The sting of death is sin, the strength of sin is the law, but
thanks be to God who giveth us the victory through our Lord
Jesus Christ. Oh, the Lord is risen, and the
Lord is that one who is risen indeed. And so, as a consequence,
we have what we call the Lord's Day, that day that was observed
by the apostles, as we see throughout the Acts, the first day of the
week. It was the day of His resurrection.
And so it becomes the Christians' Sabbath day. or the ministry of the Lord Jesus.
And as we come together, Lord's Day by Lord's Day, and gather
that we might worship our God through Him who is the only mediator,
we mark that blessed, that glorious truth. We remember that Christ
is risen again from the dead. Death is a dreadful thing. It's
a consequence of man's sin. It's a curse that God has visited
upon men because of Adam's fall. And when we come to die, we die
alone, don't we? That's a solemn thought. No one
else dies with us. we experience that alone, others
might be with us loved ones might be present but our experience
is our own experience and we are told quite clearly it is
appointed unto men once to die we all must pass through that
experience except the Lord should return before we could die, we
know not, maybe the Lord will return but we are to be those
who are aware of our mortality that we can look to one who is
immortal one who has vanquished death and the grave even our
Lord Jesus Christ and he is mindful, is he not, of those who through
fear of death were all their lifetime subject to bondage those
words that we referred to earlier in Hebrews 2.15 part of the reason
why he became a man and passes through all the experiences of
our humanity though he is sinless he identifies with us as sinners
and even goes the way of all men in that he dies upon the
cross and is taken and buried in the tomb but rising again
all we see him as that one who is able then to empathize with
his people but more than that to comfort his people or we have
not an high priest which cannot be touched with the feeling of
our infirmities tempted in all points like as we are yet without
sin how he feels for us in all our infirmities not our sinful
infirmities because he knew no sin he is free from sin but how
he comes so close to us even experiencing death and rising
again from the dead or the last enemy that shall be destroyed
with all his death and when will that destruction come? At the
end when the dead in Christ are to rise first and what is the
resurrection of the Lord Jesus? That's the first fruits and that's
the guarantee as it were that there will be that general resurrection
in the last day Death will be swallowed up in victory. All
the importance then of Christ in His victories over the grave. And now the Apostle brings that
out in that 15th chapter of 1 Corinthians. If Christ be not risen, he says,
then is our preaching vain.
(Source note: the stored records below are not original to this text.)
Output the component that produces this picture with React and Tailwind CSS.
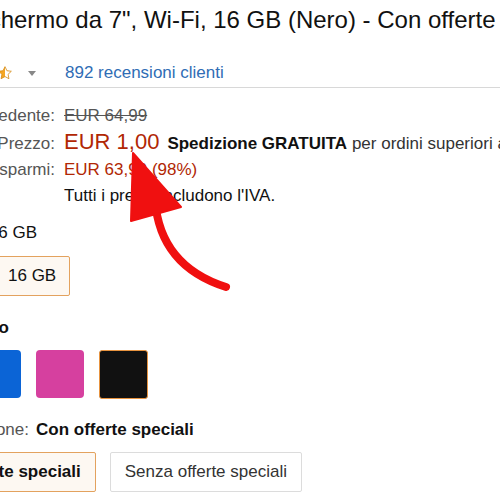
import React from 'react';

const RED = '#B12704';

const Star = ({ fill = 'full' }) => (
  <svg width="16" height="16" viewBox="0 0 24 24" className="shrink-0">
    <defs>
      <linearGradient id="half" x1="0" x2="1" y1="0" y2="0">
        <stop offset="50%" stopColor="#f5a623" />
        <stop offset="50%" stopColor="#fff" />
      </linearGradient>
    </defs>
    <path
      d="M12 2.5l2.9 6.1 6.6.8-4.9 4.6 1.3 6.6L12 17.3l-5.9 3.3 1.3-6.6-4.9-4.6 6.6-.8z"
      fill={fill === 'half' ? 'url(#half)' : '#f5a623'}
      stroke="#d4880f"
      strokeWidth="1.2"
      strokeLinejoin="round"
    />
  </svg>
);

const PriceRow = ({ label, children }) => (
  <>
    <span className="text-right text-[#555]">{label}</span>
    <span className="whitespace-nowrap">{children}</span>
  </>
);

export default function App() {
  return (
    <div className="relative w-[500px] h-[500px] overflow-hidden bg-white text-[#111] font-['Liberation_Sans',Arial,sans-serif] text-[17px]">
      {/* Title */}
      <h1 className="mt-[6px] -ml-[78px] whitespace-nowrap text-[24px] leading-[28px] font-normal">
        Fire, schermo da 7", Wi-Fi, 16 GB (Nero) - Con offerte speciali
      </h1>

      {/* Rating */}
      <div className="mt-[29px] flex items-center h-[20px]">
        <div className="flex justify-end w-[13px] gap-[1px]">
          <Star />
          <Star />
          <Star />
          <Star />
          <Star fill="half" />
        </div>
        <svg width="8" height="5" viewBox="0 0 8 5" className="ml-[15px]">
          <path d="M0 0h8L4 5z" fill="#888" />
        </svg>
        <a className="ml-[29px] text-[#2f6db5] whitespace-nowrap leading-[20px]">892 recensioni clienti</a>
      </div>
      <div className="mt-[4px] border-b border-[#d8d8d8]" />

      {/* Prices */}
      <div className="mt-[15px] -ml-[95px] grid grid-cols-[150px_1fr] gap-x-[9px] items-baseline leading-[26px]">
        <PriceRow label="Prezzo precedente:">
          <span className="line-through text-[#555]">EUR 64,99</span>
        </PriceRow>
        <PriceRow label="Prezzo:">
          <span className="text-[22px]" style={{ color: RED }}>EUR 1,00</span>
          <span className="ml-[8px] font-bold">Spedizione GRATUITA</span>
          <span className="text-[#333]"> per ordini superiori a EUR 29</span>
        </PriceRow>
        <PriceRow label="Risparmi:">
          <span style={{ color: RED }}>EUR 63,99 (98%)</span>
        </PriceRow>
        <PriceRow label="">
          <span>Tutti i prezzi includono l'IVA.</span>
        </PriceRow>
      </div>

      {/* Capacity */}
      <div className="mt-[11px] flex justify-end w-[37px] whitespace-nowrap leading-[26px]">
        <span className="text-[#555]">Capacità:&nbsp;</span>
        <span>16 GB</span>
      </div>
      <div className="mt-[10px] flex">
        <button className="-ml-[10px] h-[40px] pl-[17px] pr-[13px] border border-[#e3a25e] bg-[#fdf8f2] rounded-[2px] text-[17px] text-[#111]">
          16 GB
        </button>
      </div>

      {/* Colour */}
      <div className="mt-[19px] flex justify-end w-[9px] whitespace-nowrap leading-[26px]">
        <span className="text-[#555]">Colore:&nbsp;</span>
        <span className="font-bold">Nero</span>
      </div>
      <div className="mt-[9px] -ml-[27px] flex gap-[15px]">
        <div className="w-[48px] h-[48px] rounded-[4px] bg-[#0b64d6]" />
        <div className="w-[48px] h-[48px] rounded-[4px] bg-[#d6409f]" />
        <div className="w-[49px] h-[49px] rounded-[3px] bg-[#111] border border-[#e7933f]" />
      </div>

      {/* Configuration */}
      <div className="mt-[18px] flex items-baseline whitespace-nowrap leading-[26px]">
        <div className="flex justify-end w-[29px]">
          <span className="text-[#555]">Configurazione:</span>
        </div>
        <span className="ml-[7px] font-bold">Con offerte speciali</span>
      </div>
      <div className="mt-[9px] -ml-[92px] flex gap-[14px] whitespace-nowrap">
        <button className="h-[40px] px-[14px] border border-[#e3a25e] bg-[#fdf8f2] rounded-[2px] font-bold text-[#111]">
          Con offerte speciali
        </button>
        <button className="h-[40px] px-[14px] border border-[#dcdcdc] bg-white rounded-[2px] text-[#333]">
          Senza offerte speciali
        </button>
      </div>

      {/* Red arrow annotation */}
      <svg className="absolute inset-0 pointer-events-none" width="500" height="500" viewBox="0 0 500 500">
        <path d="M155 200 Q160 266 226 287" fill="none" stroke="#f01010" strokeWidth="8" strokeLinecap="round" />
        <polygon points="133,153 131,221 181,207" fill="#f01010" strokeLinejoin="round" stroke="#f01010" strokeWidth="2" />
      </svg>
    </div>
  );
}
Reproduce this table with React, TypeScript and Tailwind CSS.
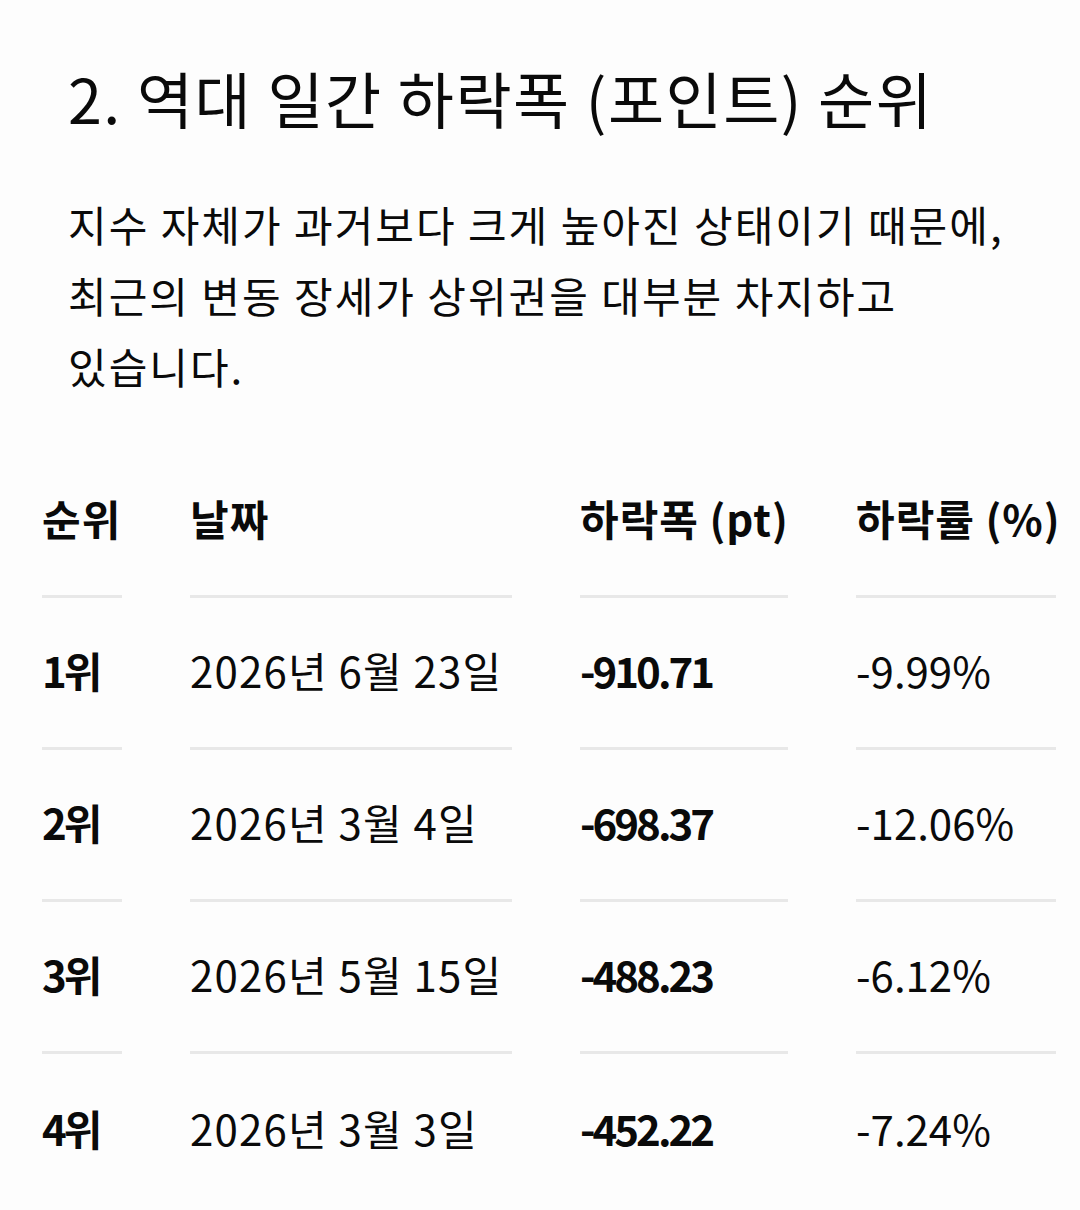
const rows = [
  { rank: '1위', date: '2026년 6월 23일', pt: '-910.71', pct: '-9.99%' },
  { rank: '2위', date: '2026년 3월 4일', pt: '-698.37', pct: '-12.06%' },
  { rank: '3위', date: '2026년 5월 15일', pt: '-488.23', pct: '-6.12%' },
  { rank: '4위', date: '2026년 3월 3일', pt: '-452.22', pct: '-7.24%' },
];

const cell = 'flex items-center h-[152px] pb-[6px] border-b-[3px] border-[#e8e8e8]';

const App = () => {
  return (
    <div
      className="min-h-[1210px] w-[1080px] bg-[#fdfdfd] text-[#0a0a0a] overflow-hidden"
      style={{ fontFamily: '"Noto Sans CJK KR", "Noto Sans", sans-serif' }}
    >
      <div className="pl-[68px] pt-[58px]">
        <h2 className="text-[61px] leading-[80px] font-normal tracking-[1.5px] whitespace-nowrap">
          2. 역대 일간 하락폭 (포인트) 순위
        </h2>
        <p className="mt-[50px] text-[42px] leading-[71px] tracking-[2px] whitespace-nowrap">
          지수 자체가 과거보다 크게 높아진 상태이기 때문에,
          <br />
          최근의 변동 장세가 상위권을 대부분 차지하고
          <br />
          있습니다.
        </p>
      </div>

      <div className="mt-[45px] ml-[42px] grid grid-cols-[80px_322px_208px_200px] gap-x-[68px] text-[42px]">
        <div className={`${cell} font-bold tracking-[1px]`}>순위</div>
        <div className={`${cell} font-bold tracking-[1px]`}>날짜</div>
        <div className={`${cell} font-bold tracking-[1px] whitespace-nowrap`}>하락폭 (pt)</div>
        <div className={`${cell} font-bold tracking-[1px] whitespace-nowrap`}>하락률 (%)</div>
        {rows.map((r, i) => {
          const last = i === rows.length - 1;
          const c = last ? 'flex items-center h-[152px] pb-[6px]' : cell;
          return [
            <div key={`a${i}`} className={`${c} font-bold tracking-[-3px]`}>{r.rank}</div>,
            <div key={`b${i}`} className={`${c} tracking-[1.2px] whitespace-nowrap`}>{r.date}</div>,
            <div key={`c${i}`} className={`${c} font-bold tracking-[-3px]`}>{r.pt}</div>,
            <div key={`d${i}`} className={`${c} whitespace-nowrap`}>{r.pct}</div>,
          ];
        })}
      </div>
    </div>
  );
};

export default App;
And your faith is also vain. now Paul is so direct so blunt
we might say if Christ is not risen what he is doing in preaching
the gospel is a vain useless thing but fight is also a vain
useless thing if Christ is not risen of all men then we have
cause to be the most miserable but the truth is Christ is risen
and we have it here in the psalm this golden psalm that speaks
to us of the Lord Jesus and speaks to us especially of his experience
in the grave where he is glorious and then he gloriously triumphs
over the grave it's interesting I think we even
have it at the end of the following 17th Psalm the last verse as for me I will
behold thy face in righteousness I shall be satisfied when I awake
with thy likeness always there not some reference there to Christ's
resurrection he awakes and there is still
there that blessed likeness He is the image of the invisible
God even as he comes forth from the grave. And here we see also something
of the believer's experience. David is the author of the psalm
and when David writes in the psalm he's not a man who's simply writing at
the dictates of God the Holy Spirit? That's not the way of
divine inspiration, is it? Holy men of God spoke as they
were moved by the Spirit, but we see quite clearly in the Psalms
that God brings his servants into deep waters, into trying
situations and circumstances, and they have to write out of
all the fullness of their soul's experience. They feel the things
that they're writing. There's a miracle in divine inspiration. And so the psalm is a psalm of
David and there's that in the psalm
that relates to the experiences of all the people of God. Although
principally the psalm speaks to us of the Lord Jesus Christ. Therefore my heart is glad, and
my glory rejoiceth. My flesh also shall rest in hope,
for thou wilt not leave my soul in hell, neither wilt thou suffer
thine Holy One to see corruption, thou wilt show me the path of
life. In thy presence is fullness of
joy, at thy right hand there are pleasures for evermore. Oh,
the Lord Jesus is that one who has gone before, he has risen,
he has ascended on high, he has entered heaven. But do not believers
sit together in those heavenly places in the Lord Jesus Christ? Are believers to be those who
are continually setting their affections on those things that
are above, where Christ is at the right hand of God? I said,
verse 6, where he says, the lions are fallen unto me in pleasant
places, yea, I have a goodly heritage. Although the words
have belonged to Christ, He has a goodly heritage. He sees of
the travel of His soul. But isn't it also the experience
of those who are in Christ? Do we not see that the lions
fall unto us in pleasant places? That we have a goodly heritage
in Him? As we are His heritage, so He is our heritage. Now these things you see, all
of them written for our learning that we through patience and
comfort of the Scriptures might have hope. What a glorious hope
is that that He said before the believer in the Lord Jesus Christ. Oh, He has vanquished all the
powers of darkness. He has triumphed so gloriously
over Satan, over sin, over death, over the grave He is risen, He
is ascended, He is seated at the Father's right hand, He ever
lives, He is to return in power and glory to receive all His
people unto Himself. Oh, that we might have grace
to be those who believe these things, who embrace these truths,
who by the grace of God seek to live our lives in the light
of all these precious doctrines. Well, the Lord Bless to us the
words of the text reiterated of course there in the New Testament
in the preaching of both the Apostle Peter and the Apostle
Paul. O God grant that we might be
favoured with such apostolic faith. The Lord bless his word. Amen.